The lawsuit cites a series of statements Trump has made describing Somalis as “garbage” and “low IQ people” who “contribute nothing.”
The plaintiffs said the administration is ending TPS for Somalia and other countries due to unconstitutional bias against non-white immigrants, not based on objective assessments of country conditions.
“The termination of TPS for Somalia is racism masking as immigration policy,” ⁠Omar Farah, executive director at the legal group Muslim Advocates, said ‌in a statement.
DHS did not respond to ‌a request for comment. It has previously said TPS ​was “never intended to be a de ‌facto amnesty program.”

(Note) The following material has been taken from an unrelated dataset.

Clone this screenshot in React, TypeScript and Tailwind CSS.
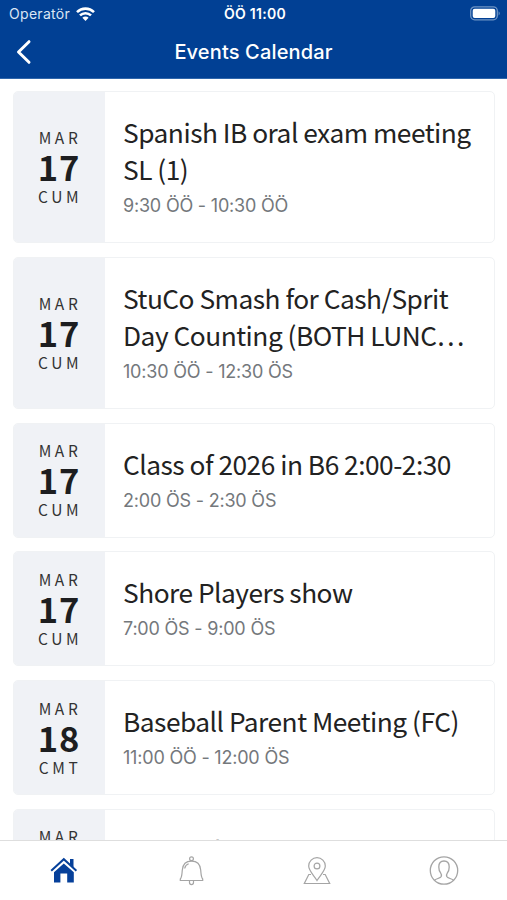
interface CalendarEvent {
  month: string
  day: string
  weekday: string
  title: string
  time: string
}

const events: CalendarEvent[] = [
  { month: "MAR", day: "17", weekday: "CUM", title: "Spanish IB oral exam meeting SL (1)", time: "9:30 ÖÖ - 10:30 ÖÖ" },
  { month: "MAR", day: "17", weekday: "CUM", title: "StuCo Smash for Cash/Sprit Day Counting (BOTH LUNC…", time: "10:30 ÖÖ - 12:30 ÖS" },
  { month: "MAR", day: "17", weekday: "CUM", title: "Class of 2026 in B6 2:00-2:30", time: "2:00 ÖS - 2:30 ÖS" },
  { month: "MAR", day: "17", weekday: "CUM", title: "Shore Players show", time: "7:00 ÖS - 9:00 ÖS" },
  { month: "MAR", day: "18", weekday: "CMT", title: "Baseball Parent Meeting (FC)", time: "11:00 ÖÖ - 12:00 ÖS" },
  { month: "MAR", day: "18", weekday: "CMT", title: "Shore Players show", time: "7:00 ÖS - 9:00 ÖS" },
]

const Header = () => {
  return (
    <header className="h-[79px] shrink-0 bg-[#014094] text-white border-b border-[#2f66ab]">
      <div className="grid h-[27px] grid-cols-3 items-center pl-[9px] pr-[7px]">
        <div className="flex items-center gap-[6px]">
          <span className="text-[14px] tracking-[0.3px] text-[#dbe6f5]">Operatör</span>
          <svg width="19" height="14" viewBox="0 0 19 14" fill="none" stroke="currentColor" strokeWidth="2.6">
            <path d="M1 5.1a12.2 12.2 0 0 1 17 0" />
            <path d="M4 8.4a8 8 0 0 1 11 0" />
            <path d="M6.4 10.8a4.4 4.4 0 0 1 6.2 0L9.5 13.9z" fill="currentColor" stroke="none" />
          </svg>
        </div>
        <span className="pl-px text-center text-[14px] font-semibold tracking-[0.3px]">ÖÖ 11:00</span>
        <svg className="justify-self-end" width="30" height="15" viewBox="0 0 30 15">
          <rect x="0.7" y="0.8" width="26.6" height="13" rx="4" fill="none" stroke="#6f94c4" strokeWidth="1.3" />
          <rect x="2.7" y="2.7" width="22.6" height="9.2" rx="2" fill="white" />
          <path d="M28.6 5.2c1.5.8 1.5 3.4 0 4.2z" fill="#6f94c4" />
        </svg>
      </div>
      <div className="grid h-[50px] grid-cols-[60px_1fr_60px] items-center">
        <svg className="ml-[15px]" width="18" height="26" viewBox="0 0 18 26" fill="none" stroke="currentColor" strokeWidth="3" strokeLinecap="round" strokeLinejoin="round">
          <path d="M14 2.7 3.5 13 14 23.3" />
        </svg>
        <h1 className="text-center text-[20px] font-medium tracking-[0.15px]">Events Calendar</h1>
      </div>
    </header>
  )
}

const EventCard = ({ event }: { event: CalendarEvent }) => {
  return (
    <li className="flex shrink-0 overflow-hidden rounded-[5px] border border-[#f0f2f4] bg-white">
      <div className="flex w-[91px] shrink-0 flex-col items-center justify-center bg-[#f0f2f6] pb-px pr-[2px] font-['Noto_Sans_CJK_JP',sans-serif] text-[#1d1e20]">
        <span className="pl-[3px] text-[15.5px] leading-[26px] tracking-[3.6px] text-[#333]">{event.month}</span>
        <span className="pl-px text-[34.5px] font-bold leading-[33px] tracking-[1px]">{event.day}</span>
        <span className="pl-[3px] text-[15.5px] leading-[26px] tracking-[3.6px] text-[#333]">{event.weekday}</span>
      </div>
      <div className="flex min-w-0 flex-1 flex-col pb-[23px] pl-[18px] pr-3 pt-[21px]">
        <h2 className="font-['Noto_Sans_CJK_JP',sans-serif] text-[26.3px] leading-[37px] tracking-[-0.5px] text-[#222]">{event.title}</h2>
        <p className="pt-[6px] text-[18px] leading-[26px] tracking-[-0.2px] text-[#74787c]">{event.time}</p>
      </div>
    </li>
  )
}

const TabBar = () => {
  return (
    <nav className="grid h-[60px] shrink-0 grid-cols-4 justify-items-center border-t border-[#dedede] bg-white pl-px pt-[14px] text-[#a5a5a5]">
      <svg width="30" height="32" viewBox="0 0 30 32" fill="#06409a">
        <path d="M21 4h3.5v8.5L21 9.2z" />
        <path d="M2.2 15.8 14.8 4.2l12.6 11.6" fill="none" stroke="#06409a" strokeWidth="2" />
        <path d="M5 17.2 14.8 8.4 24.8 17.2v10.3h-6.600v-9h-6.800v9H5z" />
      </svg>
      <svg width="30" height="32" viewBox="0 0 30 32" fill="none" stroke="currentColor" strokeWidth="1.2">
        <circle cx="15.5" cy="3.7" r="1.9" />
        <path d="M4.3 25.5V24c1.800-2 1.600-5.400 2-9 .5-5.600 3.700-8.800 9.200-8.800s8.700 3.200 9.200 8.800c.4 3.600.2 7 2 9v1.500z" />
        <path d="M8.700 13.500c.4-2.500 1.800-4 4-4.700" />
        <path d="M13.500 25.800v1.800a2 2 0 0 0 4 0v-1.800" />
      </svg>
      <svg width="30" height="32" viewBox="0 0 30 32" fill="none" stroke="currentColor" strokeWidth="1.2">
        <circle cx="15" cy="11" r="2.9" />
        <path d="M15 25.500c-3-5-8.300-9.800-8.300-14.500a8.300 8.300 0 0 1 16.600 0c0 4.700-5.300 9.500-8.300 14.500z" />
        <path d="M9 19.500H6.800L2.300 28.500h25.400l-4.500-9H21" />
      </svg>
      <svg width="30" height="32" viewBox="0 0 30 32" fill="none" stroke="currentColor" strokeWidth="1.3">
        <circle cx="15" cy="15.500" r="13.700" />
        <path d="M5.500 25.200c2-1.700 6-2 6.700-3.700.5-1.500.2-2.500-.6-3.600-1.300-1.700-1.800-3.700-1.800-6C9.800 8.200 11.800 6 15 6s5.200 2.200 5.200 5.900c0 2.300-.5 4.300-1.800 6-.8 1.100-1.100 2.100-.6 3.600.7 1.700 4.700 2 6.700 3.700" />
      </svg>
    </nav>
  )
}

const App = () => {
  return (
    <div className="flex h-[900px] w-[507px] flex-col overflow-hidden bg-white font-['Inter','Liberation_Sans',sans-serif]">
      <Header />
      <main className="min-h-0 flex-1 overflow-hidden">
        <ul className="flex flex-col gap-[13.8px] pl-[13px] pr-[12.5px] pt-[12px]">
          {events.map((event, index) => (
            <EventCard key={index} event={event} />
          ))}
        </ul>
      </main>
      <TabBar />
    </div>
  )
}

export default App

TPS is a form of humanitarian immigration protection that shields eligible migrants ‌from deportation and allows them to work. Under Noem, DHS has moved to end TPS for a dozen countries, sparking legal challenges. The administration on Saturday announced plans to pursue an appeal at the US Supreme Court in order to end TPS for over 350,000 Haitians. It ‌also wants the high court to allow it to end TPS for about 6,000 Syrians.

SOMALI COMMUNITY TARGETED
Somalia was first designated ⁠for TPS in ⁠1991, with its latest extension in 2024. About 1,082 Somalis currently hold TPS, and 1,383 more have pending applications, according to DHS. Somalis in Minnesota in recent months had become a target of Trump’s immigration crackdown, with officials pointing to a fraud scandal in which many people charged come from the state’s large Somali community. The Trump administration cited those fraud allegations as a basis for a months-long immigration enforcement surge in Democratic-led Minnesota, during which about 3,000 immigration agents were deployed, spurring protests and leading to the killing of two US citizens by federal agents.
In November, Trump announced he would end TPS for Somalis in Minnesota, and a month later said ​he wanted them sent “back to where they ​came from.”
The US Department of State advises against traveling to Somalia, citing crime and civil unrest among numerous factors.